I try to implement Hampel tanh estimators to normalize highly asymmetric data. In order to do this, I need to perform the following calculation:
Given x
- a sorted list of numbers and m
- the median of x
, I need to find a
such that approximately 70% of the values in x
fall into the range (m-a; m+a)
. We know nothing about the distribution of values in x
. I write in python using numpy, and the best idea that I had is to write some sort of stochastic iterative search (for example, as was described by Solis and Wets), but I suspect that there is a better approach, either in form of better algorithm or as a ready function.
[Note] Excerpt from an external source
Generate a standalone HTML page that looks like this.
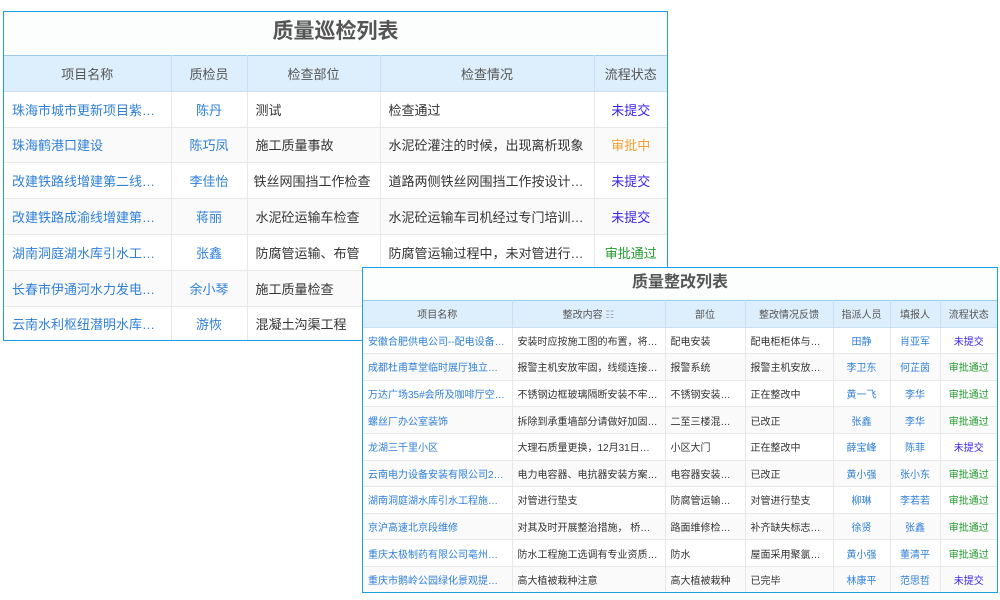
<!DOCTYPE html>
<html><head><meta charset="utf-8"><style>
*{margin:0;padding:0;box-sizing:border-box}
body{width:1000px;height:600px;background:#fff;position:relative;overflow:hidden;font-family:"Liberation Sans","Noto Sans CJK SC",sans-serif;color:#333}
.box{position:absolute;background:#fff;border:1px solid #1a9fe8;overflow:hidden}
.title{text-align:center;font-weight:bold;color:#555;background:#fcfdfd}
table{border-collapse:collapse;table-layout:fixed;width:100%}
td,th{border:1px solid #e8e8e8;white-space:nowrap;overflow:hidden;text-overflow:ellipsis;font-weight:normal;background:#fff}
th{background:#ddeefc;color:#555;border-color:#c9dff2;text-align:center}
tr:nth-child(odd) td{background:#fafafa}
td.l{color:#2f7fd8}
td.c{text-align:center}
td.p{color:#2f7fd8;text-align:center}
.n{color:#3a24e8}.o{color:#f5a032}.g{color:#229a2e}
#t1 td,#t1 th{font-size:13px;height:35.8px;padding:0 8px}
#t1 tr:first-child th{border-top:1px solid #9ccbee}
#t2 td,#t2 th{font-size:10px;height:26.6px;padding:0 5px}
#t2 tr:first-child th{border-top:1px solid #9ccbee}
tr td:first-child,tr th:first-child{border-left:none}
tr td:last-child,tr th:last-child{border-right:none}
</style></head><body>
<div class="box" style="left:3px;top:11px;width:665px;height:330px">
<div class="title" style="height:43px;line-height:40px;font-size:21px">质量巡检列表</div>
<table id="t1"><colgroup><col style="width:167px"><col style="width:76px"><col style="width:133px"><col style="width:214px"><col></colgroup>
<tr><th>项目名称</th><th>质检员</th><th>检查部位</th><th>检查情况</th><th>流程状态</th></tr>
<tr><td class="l">珠海市城市更新项目紫荆园</td><td class="p">陈丹</td><td>测试</td><td>检查通过</td><td class="c n">未提交</td></tr>
<tr><td class="l">珠海鹤港口建设</td><td class="p">陈巧凤</td><td>施工质量事故</td><td>水泥砼灌注的时候，出现离析现象</td><td class="c o">审批中</td></tr>
<tr><td class="l">改建铁路线增建第二线工程</td><td class="p">李佳怡</td><td style="padding:0 6px">铁丝网围挡工作检查</td><td>道路两侧铁丝网围挡工作按设计要求</td><td class="c n">未提交</td></tr>
<tr><td class="l">改建铁路成渝线增建第二线</td><td class="p">蒋丽</td><td>水泥砼运输车检查</td><td>水泥砼运输车司机经过专门培训上岗</td><td class="c n">未提交</td></tr>
<tr><td class="l">湖南洞庭湖水库引水工程施工</td><td class="p">张鑫</td><td>防腐管运输、布管</td><td>防腐管运输过程中，未对管进行垫支</td><td class="c g">审批通过</td></tr>
<tr><td class="l">长春市伊通河水力发电站工程</td><td class="p">余小琴</td><td>施工质量检查</td><td></td><td></td></tr>
<tr><td class="l">云南水利枢纽潜明水库工程</td><td class="p">游恢</td><td>混凝土沟渠工程</td><td></td><td></td></tr>
</table></div>

<div class="box" style="left:362px;top:267px;width:636px;height:326px">
<div class="title" style="height:32px;line-height:30px;font-size:16px">质量整改列表</div>
<table id="t2"><colgroup><col style="width:149px"><col style="width:153px"><col style="width:80px"><col style="width:88px"><col style="width:57px"><col style="width:50px"><col></colgroup>
<tr><th>项目名称</th><th>整改内容 <span style="color:#aab">☷</span></th><th>部位</th><th>整改情况反馈</th><th>指派人员</th><th>填报人</th><th>流程状态</th></tr>
<tr><td class="l">安徽合肥供电公司--配电设备安装</td><td>安装时应按施工图的布置，将柜体</td><td>配电安装</td><td>配电柜柜体与基础</td><td class="p">田静</td><td class="p">肖亚军</td><td class="c n">未提交</td></tr>
<tr><td class="l">成都杜甫草堂临时展厅独立展柜</td><td>报警主机安放牢固，线缆连接可靠</td><td>报警系统</td><td>报警主机安放牢固</td><td class="p">李卫东</td><td class="p">何芷茵</td><td class="c g">审批通过</td></tr>
<tr><td class="l">万达广场35#会所及咖啡厅空调工程</td><td>不锈钢边框玻璃隔断安装不牢固的</td><td>不锈钢安装工程</td><td>正在整改中</td><td class="p">黄一飞</td><td class="p">李华</td><td class="c g">审批通过</td></tr>
<tr><td class="l">螺丝厂办公室装饰</td><td>拆除到承重墙部分请做好加固措施</td><td>二至三楼混凝土</td><td>已改正</td><td class="p">张鑫</td><td class="p">李华</td><td class="c g">审批通过</td></tr>
<tr><td class="l">龙湖三千里小区</td><td>大理石质量更换，12月31日之前完成</td><td>小区大门</td><td>正在整改中</td><td class="p">薛宝峰</td><td class="p">陈菲</td><td class="c n">未提交</td></tr>
<tr><td class="l">云南电力设备安装有限公司2020项目</td><td>电力电容器、电抗器安装方案,需修改</td><td>电容器安装工程</td><td>已改正</td><td class="p">黄小强</td><td class="p">张小东</td><td class="c g">审批通过</td></tr>
<tr><td class="l">湖南洞庭湖水库引水工程施工I标</td><td>对管进行垫支</td><td>防腐管运输布管</td><td>对管进行垫支</td><td class="p">柳琳</td><td class="p">李若若</td><td class="c g">审批通过</td></tr>
<tr><td class="l">京沪高速北京段维修</td><td>对其及时开展整治措施， 桥头跳车</td><td>路面维修检查项</td><td>补齐缺失标志标线</td><td class="p">徐贤</td><td class="p">张鑫</td><td class="c g">审批通过</td></tr>
<tr><td class="l">重庆太极制药有限公司亳州中药厂</td><td>防水工程施工选调有专业资质的队伍</td><td>防水</td><td>屋面采用聚氯乙烯</td><td class="p">黄小强</td><td class="p">董清平</td><td class="c g">审批通过</td></tr>
<tr><td class="l">重庆市鹅岭公园绿化景观提升工程</td><td>高大植被栽种注意</td><td>高大植被栽种</td><td>已完毕</td><td class="p">林康平</td><td class="p">范思哲</td><td class="c n">未提交</td></tr>
</table></div>
</body></html>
I searched the numpy and scipy documentation, but couldn't find any useful hint.
EDIT
Seth suggested to use scipy.stats.mstats.trimboth, however in my test for a skewed distribution, this suggestion didn't work:
from scipy.stats.mstats import trimboth
import numpy as np
theList = np.log10(1+np.arange(.1, 100))
theMedian = np.median(theList)
trimmedList = trimboth(theList, proportiontocut=0.15)
a = (trimmedList.max() - trimmedList.min()) * 0.5
#check how many elements fall into the range
sel = (theList > (theMedian - a)) * (theList < (theMedian + a))
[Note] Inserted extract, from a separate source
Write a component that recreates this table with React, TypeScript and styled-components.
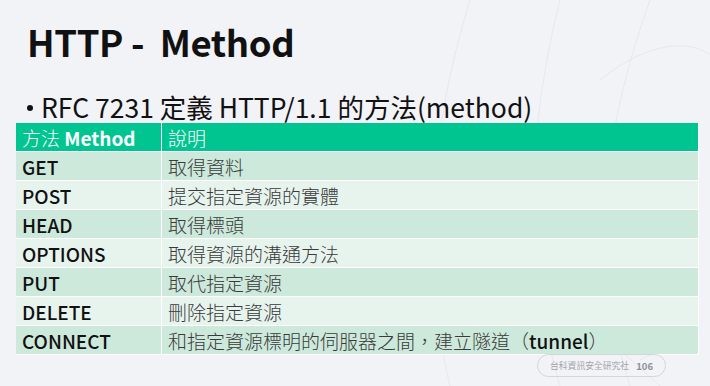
import React from "react";
import styled, { createGlobalStyle } from "styled-components";

const Global = createGlobalStyle`
  html, body { margin: 0; padding: 0; }
  body {
    width: 710px;
    height: 386px;
    overflow: hidden;
    background: #f2f3f7;
    font-family: "Noto Sans CJK TC", "Noto Sans", sans-serif;
  }
`;

const Slide = styled.div`
  position: relative;
  width: 710px;
  height: 386px;
  box-sizing: border-box;
  padding: 16px 12px 0 16px;
  display: flex;
  flex-direction: column;
  overflow: hidden;
`;

const Deco = styled.svg`
  position: absolute;
  inset: 0;
  pointer-events: none;
`;

const Title = styled.h1`
  position: relative;
  margin: 0 0 0 11px;
  font-size: 36.5px;
  line-height: 52px;
  font-weight: 700;
  color: #111;
  letter-spacing: -0.4px;
  white-space: pre;
`;

const Bullet = styled.div`
  position: relative;
  margin: 21px 0 0 11px;
  display: flex;
  align-items: center;
  gap: 8px;
  height: 34px;
  font-size: 26.5px;
  font-weight: 400;
  color: #111;
  white-space: pre;
`;

const Dot = styled.span`
  width: 6px;
  height: 6px;
  border-radius: 50%;
  background: #111;
  margin-top: 3px;
`;

const Table = styled.div`
  position: relative;
  width: 682px;
  display: grid;
  grid-template-columns: 145px 1fr;
  row-gap: 1px;
  column-gap: 1px;
  background: #ffffff;
  border: 1px solid #ffffff;
  border-left: none;
  border-top: none;
`;

const Cell = styled.div<{ $tone: "head" | "odd" | "even"; $method?: boolean }>`
  height: 28px;
  display: flex;
  align-items: center;
  padding-left: 6px;
  font-size: 19px;
  white-space: pre;
  background: ${(p) =>
    p.$tone === "head" ? "#01c590" : p.$tone === "odd" ? "#cde9dc" : "#e7f4ee"};
  color: ${(p) => (p.$tone === "head" ? "#ffffff" : p.$method ? "#111" : "#3a3a3a")};
  font-weight: ${(p) => (p.$method ? 500 : 300)};
`;

const Bold = styled.span<{ $w?: number }>`
  font-weight: ${(p) => p.$w ?? 700};
  color: ${(p) => (p.$w ? "#111" : "inherit")};
`;

const Footer = styled.div`
  position: relative;
  align-self: flex-end;
  margin: -1px 32px 0 0;
  width: 129px;
  height: 23px;
  box-sizing: border-box;
  border: 1px solid #d3d5db;
  border-radius: 12px;
  display: flex;
  align-items: center;
  justify-content: center;
  gap: 7px;
  font-size: 8.8px;
  color: #a2a4aa;
`;

const PageNo = styled.span`
  font-weight: 700;
  font-size: 9.5px;
  color: #8f9197;
`;

const rows: [string, React.ReactNode][] = [
  ["GET", "取得資料"],
  ["POST", "提交指定資源的實體"],
  ["HEAD", "取得標頭"],
  ["OPTIONS", "取得資源的溝通方法"],
  ["PUT", "取代指定資源"],
  ["DELETE", "刪除指定資源"],
  ["CONNECT", <>和指定資源標明的伺服器之間，建立隧道（<Bold $w={500}>tunnel</Bold>）</>],
];

export default function App() {
  return (
    <>
      <Global />
      <Slide>
        <Deco width="710" height="386" viewBox="0 0 710 386">
          <g fill="none" stroke="#e2e4ea" strokeWidth="0.8">
            <path d="M560 0 C 530 120, 520 250, 560 386" />
            <path d="M650 0 C 600 140, 590 260, 630 386" />
            <path d="M470 0 C 430 130, 420 260, 450 386" />
            <path d="M600 80 C 650 40, 690 40, 710 55" />
            <path d="M640 360 L 700 330" />
            <path d="M660 386 L 620 350" />
          </g>
        </Deco>
        <Title>{"HTTP -  Method"}</Title>
        <Bullet>
          <Dot />
          <span>RFC 7231 定義 HTTP/1.1 的方法(method)</span>
        </Bullet>
        <Table>
          <Cell $tone="head">
            <span>方法 <Bold>Method</Bold></span>
          </Cell>
          <Cell $tone="head">說明</Cell>
          {rows.map(([m, d], i) => (
            <React.Fragment key={m}>
              <Cell $tone={i % 2 === 0 ? "odd" : "even"} $method>
                {m}
              </Cell>
              <Cell $tone={i % 2 === 0 ? "odd" : "even"}>{d}</Cell>
            </React.Fragment>
          ))}
        </Table>
        <Footer>
          <span>台科資訊安全研究社</span>
          <PageNo>106</PageNo>
        </Footer>
      </Slide>
    </>
  );
}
print np.sum(sel) / float(len(theList))
The output is 0.79 (~80%, instead of 70)
You need to first symmetrize your distribution by folding all values less than the mean over to the right. Then you can use the standard scipy.stats
functions on this one-sided distribution:
from scipy.stats import scoreatpercentile
import numpy as np
theList = np.log10(1+np.arange(.1, 100))
theMedian = np.median(theList)
oneSidedList = theList[:] # copy original list
# fold over to the right all values left of the median
oneSidedList[theList < theMedian] = 2*theMedian - theList[theList < theMedian]
# find the 70th centile of the one-sided distribution
a = scoreatpercentile(oneSidedList, 70) - theMedian
#check how many elements fall into the range
sel = (theList > (theMedian - a)) * (theList < (theMedian + a))
print np.sum(sel) / float(len(theList))
This gives the result of 0.7
as required.